6. Как это ощущается изнутри
Когда я вспоминаю больницы, в памяти остаются не столько события, сколько ощущения.
Запахи — густые, тяжелые: смесь лекарств, хлорки и вареного чая. Этот запах въедается в кожу, в одежду, даже в мысли. Звуки — постоянный шорох шагов в коридоре, звон кружек, тихие разговоры за перегородками. Все идет по ритму, который не меняется годами: подъем, таблетки, завтрак, обход, обед, еще таблетки, сон. Время теряет границы — сегодня и вчера сливаются в один длинный день.
Жить там страшно, но привычно. Со временем страх притупляется, как боль от старого шрама. Каждый день похож на вчера, но именно это дает странное чувство стабильности. В больнице не нужно решать, что будет завтра — все уже решено за тебя. Снаружи мир требует усилий, выбора, ответственности. Здесь — только расписание.

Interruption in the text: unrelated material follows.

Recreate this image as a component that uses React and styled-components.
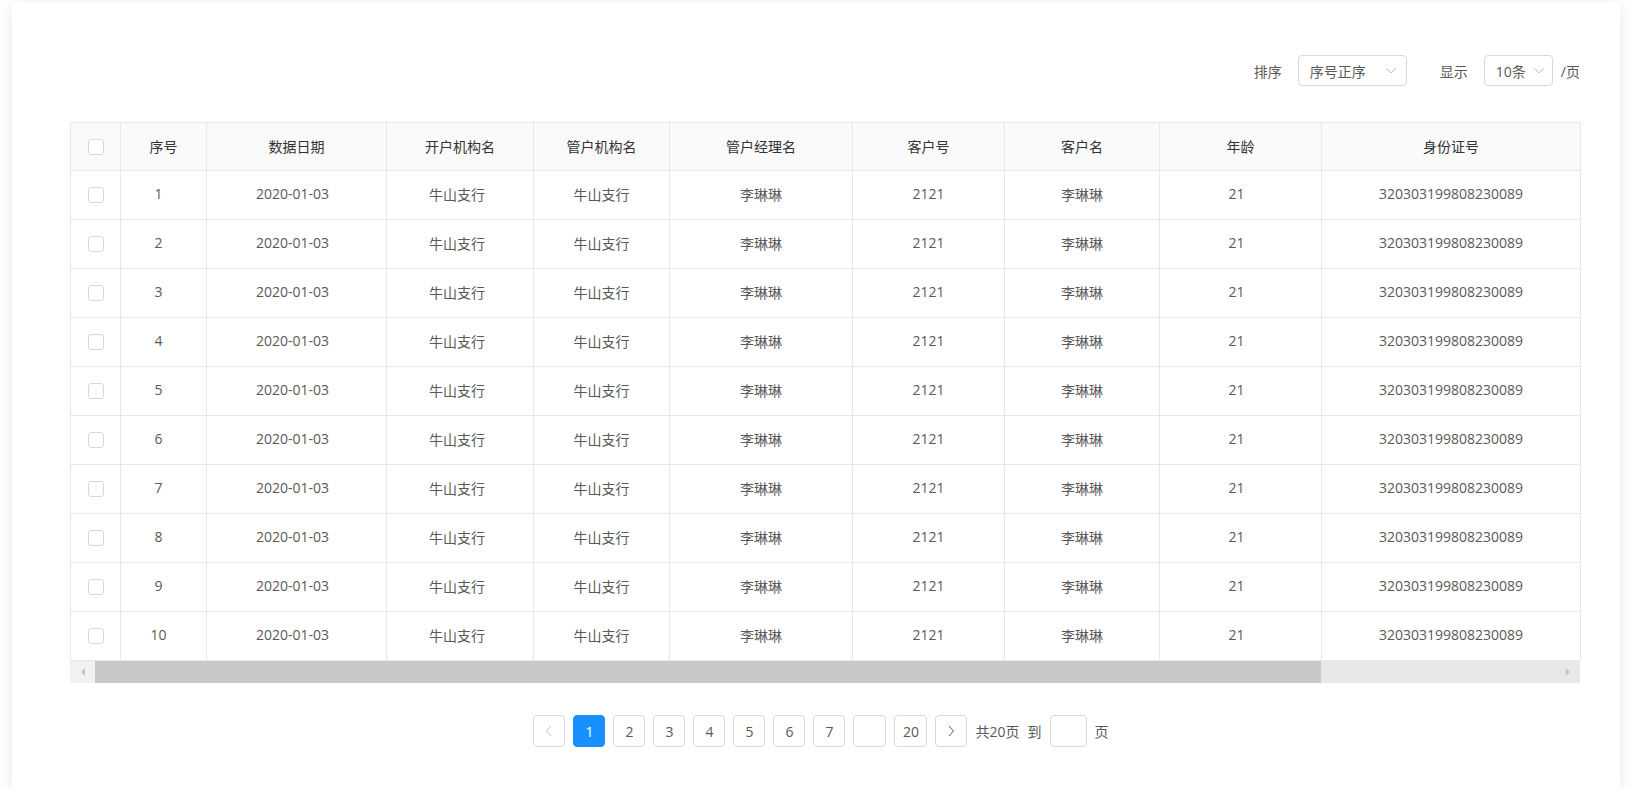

Есть и радости, маленькие, но настоящие. Разговор с соседом по койке о том, кто был лучшим актером в “Белом солнце пустыни”. Книга из больничной библиотеки — потрепанная, с вырванными страницами, но все равно спасение. Солнечный луч, который днем падает на подоконник и двигается по стене, — единственная перемена за сутки. Эти мелочи становятся якорями, напоминанием, что ты еще жив.
7. Что изменилось и что осталось
Теперь, когда прошло тридцать лет, я вижу: психиатрия изменилась, но не вся.
Девяностые были временем выживания — холод, хаос, и в каждом взгляде страх.
В двухтысячных пришло равнодушие: система работала по инерции, без злобы, но и без тепла.
В десятые сделали ремонт, добавили улыбки — косметика, а не перемены.
И только в двадцатые я впервые почувствовал, что кто-то стал слушать, а не просто отмечать галочку в журнале.
Главное изменение — не в ремонтах и не в лекарствах. Настоящее изменение — это отношение. Там, где появился врач, который слушает, все остальное уже не так страшно. Можно терпеть стены, можно привыкнуть к таблеткам, но когда тебя видят не как диагноз, а как человека — это и есть начало выздоровления.